Но пекинский подход также всегда отличался от взглядов, кото­рых придерживаются многие экономисты - сторонники свободного рынка - от той программы одновременных реформ на всех фрон­тах, которую иногда называют «Вашингтонским соглашением». Что еще более важно, он отличается и от российской шоковой терапии времен Бориса Ельцина, которую китайские лидеры тщательно изу­чали и которую часто приводят в качестве отрицательного примера: они могли бы согласиться с выразительным комментарием Строуба Тэлбота, сделанным в то время, когда он работал в администрации

Клинтона: «Слишком много шока, слишком мало терапии». Китай выбрал не большой взрыв, а метод относительного прироста, стра­тегию, которую я называю «стратегией роста знаменателя». Вместо того чтобы немедленно закрыть все неэффективные предприятия, перекрыть доступ к кредитам и начать полномасштабную привати­зацию, они пошли по пути наращивания экономики за пределами убыточных отраслей, так что со временем такие отрасли занимали все меньшую и меньшую долю в общей экономике (знаменатель). За счет этого Пекин выиграл время для постепенно решения своих проблем. Только сейчас он начал расчищать свой финансовый сек­тор - на десять лет позже, чем настоятельно советовали многие экс­перты, и намного медленнее, чем они советовали. Но сегодня ре­формы можно проводить в контексте экономики, которая выросла вдвое и значительно диверсифицировалась. Таков капитализм с ки­тайским лицом.

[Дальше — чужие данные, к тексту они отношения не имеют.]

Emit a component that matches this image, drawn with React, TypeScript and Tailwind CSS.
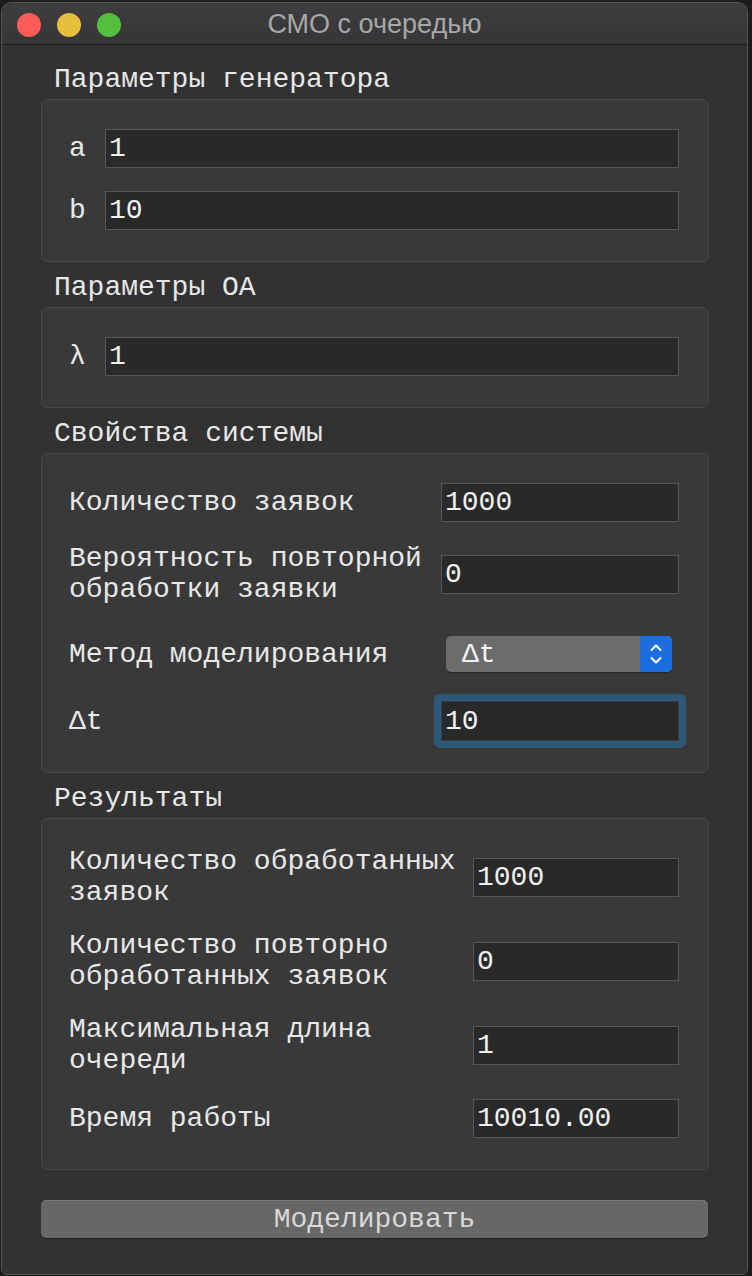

Казалось, что централизованное планирование не работает. В некотором смысле это действительно так, даже в Китае. Однако Пекин гораздо меньше имеет представления об остальном Китае и гораздо меньше его контролирует, чем ему бы хотелось и чем кажет­ся со стороны. Об этом говорит только одна цифра. Доля от общей суммы налогов, которую получает центральное правительство Ки­тая, составляет 50 процентов2; доля же федерального правительства США (правительства слабого по всем международным стандартам) составляет 70 процентов. Другими словами, децентрализованное развитие - это реальность, определяющая сегодня экономическую жизнь Китая, она же все более определяет и его политическую жизнь. До определенной степени такая потеря контроля - тоже пла­новая. Правительство поощряло расцвет настоящего свободного рынка во многих областях, открыла экономику для иностранных ин­вестиций и торговли, использовало свое членство в ВТО для про­талкивания реформ в экономике и обществе. И многие из успехов (растущее предпринимательство) и провалов (упадок здравоохране­ния) являются результатом недостатка координации между центром и регионами. Эта проблема - раскручивающейся децентрализации -станет одной из основных для Китая, и мы к ней еще вернемся.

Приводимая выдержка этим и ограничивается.